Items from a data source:
----

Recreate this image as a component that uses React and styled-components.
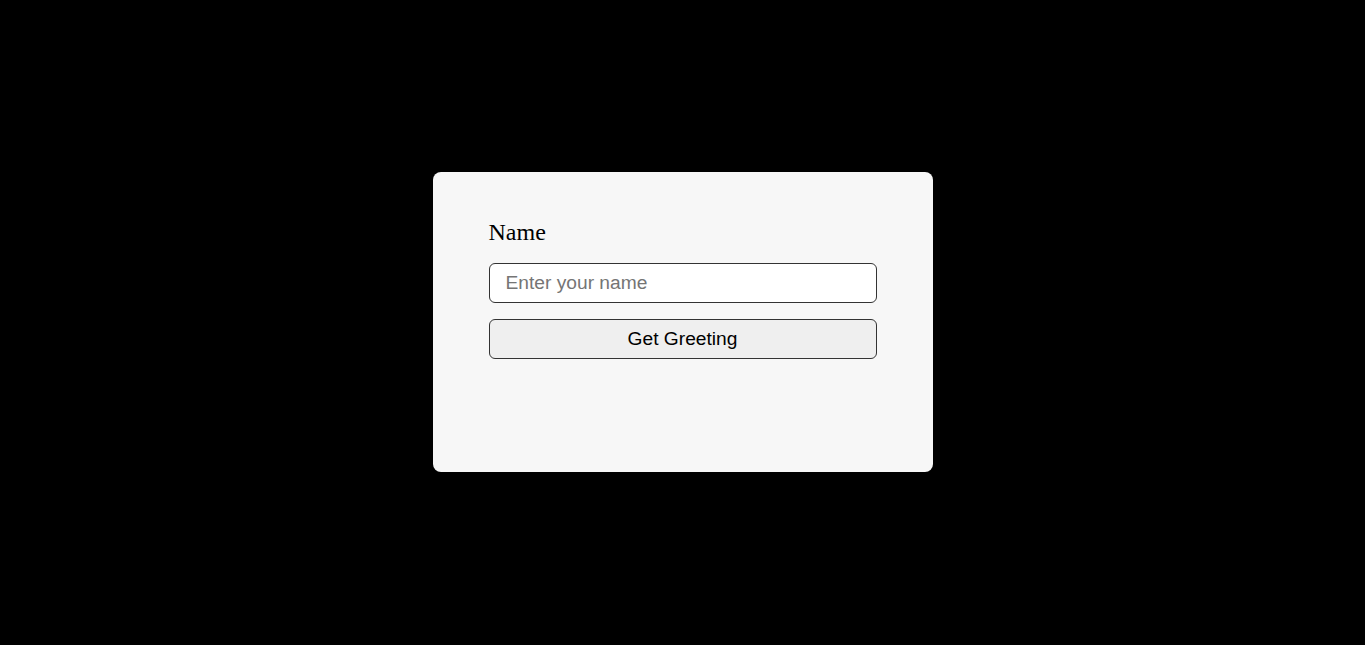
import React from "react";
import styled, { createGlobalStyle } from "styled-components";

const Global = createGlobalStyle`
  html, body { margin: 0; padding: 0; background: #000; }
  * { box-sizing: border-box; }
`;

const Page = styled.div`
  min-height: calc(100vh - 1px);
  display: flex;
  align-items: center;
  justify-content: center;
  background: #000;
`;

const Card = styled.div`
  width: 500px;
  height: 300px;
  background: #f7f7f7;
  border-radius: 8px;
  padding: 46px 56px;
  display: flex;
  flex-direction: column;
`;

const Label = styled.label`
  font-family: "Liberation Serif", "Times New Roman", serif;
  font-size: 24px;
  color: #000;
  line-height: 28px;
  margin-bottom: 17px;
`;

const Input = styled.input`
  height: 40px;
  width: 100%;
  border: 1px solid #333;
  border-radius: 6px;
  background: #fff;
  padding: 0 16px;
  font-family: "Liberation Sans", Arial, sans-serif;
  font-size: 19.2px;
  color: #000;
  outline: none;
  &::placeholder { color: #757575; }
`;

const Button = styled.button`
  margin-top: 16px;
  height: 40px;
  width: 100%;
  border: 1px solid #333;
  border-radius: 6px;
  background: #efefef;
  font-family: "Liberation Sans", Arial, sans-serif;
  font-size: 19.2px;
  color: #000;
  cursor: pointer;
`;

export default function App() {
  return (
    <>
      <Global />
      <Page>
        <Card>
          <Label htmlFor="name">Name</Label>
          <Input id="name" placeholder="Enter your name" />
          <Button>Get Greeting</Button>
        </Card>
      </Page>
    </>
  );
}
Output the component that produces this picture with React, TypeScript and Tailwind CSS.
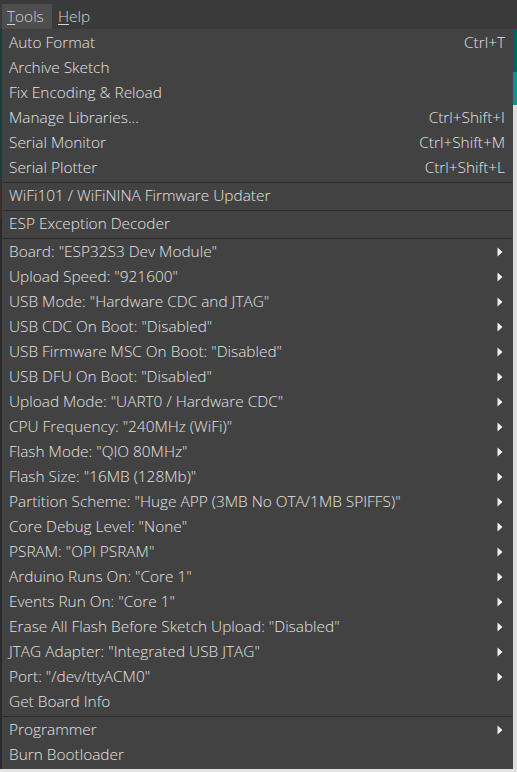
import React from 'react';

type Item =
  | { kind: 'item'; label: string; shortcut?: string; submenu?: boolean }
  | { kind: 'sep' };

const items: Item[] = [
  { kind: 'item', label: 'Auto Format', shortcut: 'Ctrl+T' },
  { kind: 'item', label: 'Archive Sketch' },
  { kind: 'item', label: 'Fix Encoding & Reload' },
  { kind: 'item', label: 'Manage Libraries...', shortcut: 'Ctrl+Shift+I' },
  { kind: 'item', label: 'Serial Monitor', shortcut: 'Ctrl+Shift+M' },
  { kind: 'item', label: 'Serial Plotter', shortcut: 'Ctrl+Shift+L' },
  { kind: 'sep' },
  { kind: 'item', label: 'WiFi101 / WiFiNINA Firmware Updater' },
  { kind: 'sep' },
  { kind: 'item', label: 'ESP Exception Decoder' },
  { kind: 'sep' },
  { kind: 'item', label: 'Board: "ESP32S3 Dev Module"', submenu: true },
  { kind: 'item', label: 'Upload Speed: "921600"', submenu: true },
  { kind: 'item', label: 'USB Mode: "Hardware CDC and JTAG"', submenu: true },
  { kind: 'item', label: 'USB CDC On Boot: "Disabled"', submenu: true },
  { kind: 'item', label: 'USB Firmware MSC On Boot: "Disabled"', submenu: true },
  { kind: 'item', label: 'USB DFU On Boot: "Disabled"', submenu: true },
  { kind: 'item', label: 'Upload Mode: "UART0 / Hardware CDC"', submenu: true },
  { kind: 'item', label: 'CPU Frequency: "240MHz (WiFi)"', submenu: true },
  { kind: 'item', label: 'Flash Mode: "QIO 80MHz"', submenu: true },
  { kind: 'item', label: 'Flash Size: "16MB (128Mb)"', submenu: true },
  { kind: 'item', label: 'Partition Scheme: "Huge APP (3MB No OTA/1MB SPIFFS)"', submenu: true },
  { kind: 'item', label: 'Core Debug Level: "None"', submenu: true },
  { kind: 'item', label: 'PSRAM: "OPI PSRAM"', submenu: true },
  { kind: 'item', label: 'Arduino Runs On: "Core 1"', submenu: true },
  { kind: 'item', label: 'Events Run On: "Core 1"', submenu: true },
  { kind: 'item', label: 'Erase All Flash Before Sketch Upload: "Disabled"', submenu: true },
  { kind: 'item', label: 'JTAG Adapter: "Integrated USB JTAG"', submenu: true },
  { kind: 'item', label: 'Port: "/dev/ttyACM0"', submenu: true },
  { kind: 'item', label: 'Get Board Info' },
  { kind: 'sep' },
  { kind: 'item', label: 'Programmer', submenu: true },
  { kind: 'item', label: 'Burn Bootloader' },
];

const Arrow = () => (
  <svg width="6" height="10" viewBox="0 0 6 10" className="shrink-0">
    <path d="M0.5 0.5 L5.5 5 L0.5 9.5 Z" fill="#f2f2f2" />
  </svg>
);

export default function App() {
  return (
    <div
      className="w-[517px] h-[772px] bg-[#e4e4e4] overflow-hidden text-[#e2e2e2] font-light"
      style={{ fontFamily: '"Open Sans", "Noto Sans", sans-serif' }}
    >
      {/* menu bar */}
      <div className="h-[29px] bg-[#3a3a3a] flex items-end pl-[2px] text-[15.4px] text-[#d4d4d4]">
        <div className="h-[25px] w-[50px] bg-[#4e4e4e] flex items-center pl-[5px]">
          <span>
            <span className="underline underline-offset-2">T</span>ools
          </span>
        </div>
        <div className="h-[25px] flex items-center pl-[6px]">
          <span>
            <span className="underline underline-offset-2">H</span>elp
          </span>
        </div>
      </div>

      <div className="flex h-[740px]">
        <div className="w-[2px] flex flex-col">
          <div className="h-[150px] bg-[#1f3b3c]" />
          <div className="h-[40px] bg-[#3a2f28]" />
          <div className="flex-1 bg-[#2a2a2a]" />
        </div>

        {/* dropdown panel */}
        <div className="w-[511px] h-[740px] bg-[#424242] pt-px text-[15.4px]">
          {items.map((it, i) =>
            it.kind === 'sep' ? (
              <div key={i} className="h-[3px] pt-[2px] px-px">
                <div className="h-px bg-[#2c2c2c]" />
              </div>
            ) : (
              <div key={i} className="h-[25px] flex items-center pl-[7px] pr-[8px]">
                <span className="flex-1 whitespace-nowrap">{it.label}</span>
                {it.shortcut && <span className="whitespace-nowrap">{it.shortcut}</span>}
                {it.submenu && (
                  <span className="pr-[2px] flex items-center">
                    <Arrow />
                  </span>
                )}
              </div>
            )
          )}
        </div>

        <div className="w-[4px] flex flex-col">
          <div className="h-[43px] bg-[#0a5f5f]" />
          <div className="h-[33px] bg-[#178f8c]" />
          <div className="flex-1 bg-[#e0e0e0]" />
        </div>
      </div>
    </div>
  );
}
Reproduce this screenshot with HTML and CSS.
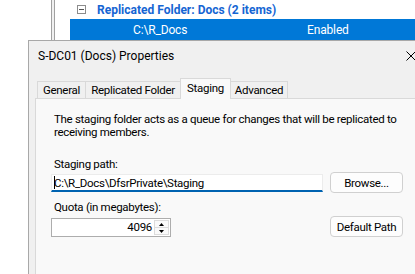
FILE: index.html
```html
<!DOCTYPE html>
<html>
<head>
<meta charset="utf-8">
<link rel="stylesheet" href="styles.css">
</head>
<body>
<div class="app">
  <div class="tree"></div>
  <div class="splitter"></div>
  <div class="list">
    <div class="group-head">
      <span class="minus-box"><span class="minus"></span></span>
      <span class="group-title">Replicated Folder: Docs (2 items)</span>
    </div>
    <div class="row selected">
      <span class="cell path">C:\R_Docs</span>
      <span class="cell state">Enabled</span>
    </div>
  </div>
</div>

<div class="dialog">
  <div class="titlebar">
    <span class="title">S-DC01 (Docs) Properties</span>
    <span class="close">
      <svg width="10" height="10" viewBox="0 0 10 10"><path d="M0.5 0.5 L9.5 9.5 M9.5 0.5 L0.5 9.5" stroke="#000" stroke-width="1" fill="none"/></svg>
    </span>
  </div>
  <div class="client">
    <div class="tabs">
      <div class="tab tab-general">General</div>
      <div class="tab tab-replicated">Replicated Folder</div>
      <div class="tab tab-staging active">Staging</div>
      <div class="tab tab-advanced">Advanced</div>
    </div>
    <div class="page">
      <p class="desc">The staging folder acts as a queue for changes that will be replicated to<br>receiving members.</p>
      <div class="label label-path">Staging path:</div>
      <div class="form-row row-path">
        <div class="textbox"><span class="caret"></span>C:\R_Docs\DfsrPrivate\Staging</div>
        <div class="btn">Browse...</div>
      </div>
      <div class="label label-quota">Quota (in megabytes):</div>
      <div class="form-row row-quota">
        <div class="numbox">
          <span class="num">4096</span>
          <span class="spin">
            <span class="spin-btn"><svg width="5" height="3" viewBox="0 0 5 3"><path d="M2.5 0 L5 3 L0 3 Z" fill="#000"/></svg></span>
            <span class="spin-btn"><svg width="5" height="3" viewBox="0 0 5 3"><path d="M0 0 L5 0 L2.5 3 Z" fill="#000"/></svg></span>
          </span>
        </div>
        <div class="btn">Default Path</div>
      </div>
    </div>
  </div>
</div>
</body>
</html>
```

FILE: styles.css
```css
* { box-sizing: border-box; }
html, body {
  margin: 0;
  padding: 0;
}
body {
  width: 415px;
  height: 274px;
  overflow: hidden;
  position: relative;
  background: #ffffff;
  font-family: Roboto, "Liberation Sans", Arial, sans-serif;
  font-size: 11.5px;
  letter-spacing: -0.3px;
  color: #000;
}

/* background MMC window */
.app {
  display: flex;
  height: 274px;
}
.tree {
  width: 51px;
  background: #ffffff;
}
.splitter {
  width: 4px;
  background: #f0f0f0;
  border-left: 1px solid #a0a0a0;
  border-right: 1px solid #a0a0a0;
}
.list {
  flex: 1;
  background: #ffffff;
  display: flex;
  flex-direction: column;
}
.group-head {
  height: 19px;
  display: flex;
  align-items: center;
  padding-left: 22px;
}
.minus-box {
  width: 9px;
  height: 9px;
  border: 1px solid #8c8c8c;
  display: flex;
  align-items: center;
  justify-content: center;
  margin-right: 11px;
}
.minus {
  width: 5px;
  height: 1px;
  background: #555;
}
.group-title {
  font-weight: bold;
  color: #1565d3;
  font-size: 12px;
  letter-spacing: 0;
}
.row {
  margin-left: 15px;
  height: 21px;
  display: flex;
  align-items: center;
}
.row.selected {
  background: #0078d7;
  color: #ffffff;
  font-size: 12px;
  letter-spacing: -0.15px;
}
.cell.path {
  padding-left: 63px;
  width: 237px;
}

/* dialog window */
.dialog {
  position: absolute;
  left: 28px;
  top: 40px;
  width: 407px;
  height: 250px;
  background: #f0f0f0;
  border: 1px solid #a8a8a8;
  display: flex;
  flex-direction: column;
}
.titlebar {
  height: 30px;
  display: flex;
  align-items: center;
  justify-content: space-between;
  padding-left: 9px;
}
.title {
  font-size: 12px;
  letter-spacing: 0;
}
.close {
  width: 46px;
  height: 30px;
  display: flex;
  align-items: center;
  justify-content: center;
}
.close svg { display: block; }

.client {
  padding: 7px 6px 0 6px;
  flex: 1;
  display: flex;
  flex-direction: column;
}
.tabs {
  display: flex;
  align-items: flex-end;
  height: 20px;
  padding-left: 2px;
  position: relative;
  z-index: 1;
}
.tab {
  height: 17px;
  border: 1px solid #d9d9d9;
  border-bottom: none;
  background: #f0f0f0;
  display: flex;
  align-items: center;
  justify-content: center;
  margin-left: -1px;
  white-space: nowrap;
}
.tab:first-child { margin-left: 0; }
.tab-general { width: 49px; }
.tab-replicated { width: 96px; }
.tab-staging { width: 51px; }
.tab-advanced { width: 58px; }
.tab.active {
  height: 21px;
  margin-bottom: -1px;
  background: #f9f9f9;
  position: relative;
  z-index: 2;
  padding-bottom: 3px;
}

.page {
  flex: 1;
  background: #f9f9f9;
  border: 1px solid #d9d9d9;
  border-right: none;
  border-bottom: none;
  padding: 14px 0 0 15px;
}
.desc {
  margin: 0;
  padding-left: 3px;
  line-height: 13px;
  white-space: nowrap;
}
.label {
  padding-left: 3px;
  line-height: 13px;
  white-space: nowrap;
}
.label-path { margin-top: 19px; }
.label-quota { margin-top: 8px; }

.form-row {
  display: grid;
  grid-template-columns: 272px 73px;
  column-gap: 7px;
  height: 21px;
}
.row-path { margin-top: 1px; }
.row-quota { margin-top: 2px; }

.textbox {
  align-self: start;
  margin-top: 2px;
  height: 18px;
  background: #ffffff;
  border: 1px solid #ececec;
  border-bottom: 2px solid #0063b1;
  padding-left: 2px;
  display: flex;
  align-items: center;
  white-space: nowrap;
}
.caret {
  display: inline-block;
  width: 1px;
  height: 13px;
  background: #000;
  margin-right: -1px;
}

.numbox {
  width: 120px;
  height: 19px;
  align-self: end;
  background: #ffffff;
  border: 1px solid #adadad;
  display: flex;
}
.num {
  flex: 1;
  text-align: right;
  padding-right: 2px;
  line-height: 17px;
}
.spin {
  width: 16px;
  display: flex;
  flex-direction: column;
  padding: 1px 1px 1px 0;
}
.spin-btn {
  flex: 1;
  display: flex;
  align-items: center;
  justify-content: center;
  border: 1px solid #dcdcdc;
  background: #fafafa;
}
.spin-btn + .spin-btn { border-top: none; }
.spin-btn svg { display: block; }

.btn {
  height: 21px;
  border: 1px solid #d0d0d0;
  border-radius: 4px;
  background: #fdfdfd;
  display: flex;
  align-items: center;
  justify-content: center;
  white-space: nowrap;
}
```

----

▶ Task to carry out
Provide only the count of lines in the material above that hold the word "React".

▶ Reply to the task
4